Extract the lines that hold the string "React".
══════════
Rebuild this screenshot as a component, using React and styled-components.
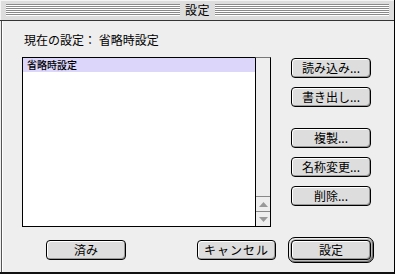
import React from "react";
import styled, { createGlobalStyle } from "styled-components";

const Global = createGlobalStyle`
  html, body { margin: 0; padding: 0; background: #ffffff; }
  body { font-family: "Noto Sans CJK JP", "Noto Sans", sans-serif; }
`;

const Page = styled.div`
  width: 397px;
  height: 278px;
  position: relative;
  overflow: hidden;
  background: #fff;
`;

const Window = styled.div`
  width: 395px;
  height: 274px;
  box-sizing: border-box;
  display: flex;
  flex-direction: column;
  border-right: 1px solid #000;
  border-bottom: 2px solid #111;
  background: #eeeeee;
`;

const TitleBar = styled.div`
  height: 21px;
  box-sizing: border-box;
  display: flex;
  align-items: center;
  padding: 0 5px 1px 6px;
  background: #dddddd;
  border-bottom: 1px solid #333;
  box-shadow: inset 1px 1px 0 #f4f4f4;
`;

const Stripes = styled.div`
  flex: 1;
  height: 12px;
  background: repeating-linear-gradient(
    to bottom,
    #8a8a8a 0 1px,
    #ffffff 1px 2px
  );
`;

const Title = styled.div`
  padding: 0 5px;
  font-size: 12px;
  line-height: 14px;
  color: #000;
  letter-spacing: 0.5px;
`;

const Body = styled.div`
  flex: 1;
  display: flex;
  flex-direction: column;
  padding: 11px 0 0 20px;
  border-left: 1px solid #555;
  margin-left: 1px;
  box-shadow: inset 1px 0 0 #fff;
`;

const Label = styled.div`
  font-size: 12px;
  line-height: 16px;
  height: 16px;
  margin-left: 2px;
  color: #000;
`;

const MiddleRow = styled.div`
  display: flex;
  margin-top: 9px;
`;

const ListFrame = styled.div`
  display: flex;
  width: 249px;
  height: 170px;
`;

const ListArea = styled.div`
  flex: 1;
  box-sizing: border-box;
  border: 1px solid #000;
  border-right: none;
  background: #fff;
  display: flex;
  flex-direction: column;
`;

const ListItem = styled.div`
  height: 14px;
  line-height: 14px;
  padding-left: 4px;
  font-size: 10px;
  font-weight: 500;
  color: #000;
  background: ${(p) => (p.$selected ? "#dcd6fb" : "transparent")};
`;

const Scrollbar = styled.div`
  width: 16px;
  box-sizing: border-box;
  display: flex;
  flex-direction: column;
  border: 1px solid #000;
  border-top: 1px solid #777;
  background: #eeeeee;
`;

const Track = styled.div`
  flex: 1;
`;

const ArrowBox = styled.div`
  height: 15px;
  box-sizing: border-box;
  border-top: 1px solid #888;
  display: flex;
  align-items: center;
  justify-content: center;
`;

const SideButtons = styled.div`
  display: flex;
  flex-direction: column;
  gap: 21px;
  margin-left: 20px;
  padding-top: 1px;
`;

const ButtonGroup = styled.div`
  display: flex;
  flex-direction: column;
  gap: 9px;
`;

const Button = styled.button`
  width: ${(p) => p.$w || 80}px;
  height: 20px;
  box-sizing: border-box;
  padding: 0;
  margin: 0;
  border: 1px solid #000;
  border-radius: 4px;
  background: #dddddd;
  box-shadow: inset 1px 1px 0 #ffffff, inset -1px -1px 0 #999999;
  font-family: "Noto Sans CJK JP", "Noto Sans", sans-serif;
  font-size: 12px;
  line-height: 16px;
  color: #000;
  letter-spacing: ${(p) => p.$ls || 0}px;
  display: flex;
  align-items: center;
  justify-content: center;
`;

const DefaultRing = styled.div`
  padding: 2px;
  border: 1px solid #000;
  border-radius: 7px;
  background: #bbbbbb;
  box-shadow: inset 1px 1px 0 #eeeeee, inset -1px -1px 0 #777777;
  display: flex;
`;

const BottomRow = styled.div`
  display: flex;
  align-items: center;
  margin-top: 10px;
  padding-left: 24px;
`;

const Spacer = styled.div`
  width: ${(p) => p.$w}px;
`;

const Arrow = ({ down }) => (
  <svg width="9" height="5" viewBox="0 0 9 5">
    <polygon
      points={down ? "0,0 9,0 4.5,5" : "0,5 9,5 4.5,0"}
      fill="#999"
    />
  </svg>
);

export default function App() {
  return (
    <Page>
      <Global />
      <Window>
        <TitleBar>
          <Stripes />
          <Title>設定</Title>
          <Stripes />
        </TitleBar>
        <Body>
          <Label>現在の設定： 省略時設定</Label>
          <MiddleRow>
            <ListFrame>
              <ListArea>
                <ListItem $selected>省略時設定</ListItem>
              </ListArea>
              <Scrollbar>
                <Track />
                <ArrowBox>
                  <Arrow />
                </ArrowBox>
                <ArrowBox>
                  <Arrow down />
                </ArrowBox>
              </Scrollbar>
            </ListFrame>
            <SideButtons>
              <ButtonGroup>
                <Button>読み込み...</Button>
                <Button>書き出し...</Button>
              </ButtonGroup>
              <ButtonGroup>
                <Button>複製...</Button>
                <Button>名称変更...</Button>
                <Button>削除...</Button>
              </ButtonGroup>
            </SideButtons>
          </MiddleRow>
          <BottomRow>
            <Button>済み</Button>
            <Spacer $w={71} />
            <Button $w={79} $ls={1}>キャンセル</Button>
            <Spacer $w={12} />
            <DefaultRing>
              <Button>設定</Button>
            </DefaultRing>
          </BottomRow>
        </Body>
      </Window>
    </Page>
  );
}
══════════
= SOLUTION FOR THIS TASK =
Rebuild this screenshot as a component, using React and styled-components.
import React from "react";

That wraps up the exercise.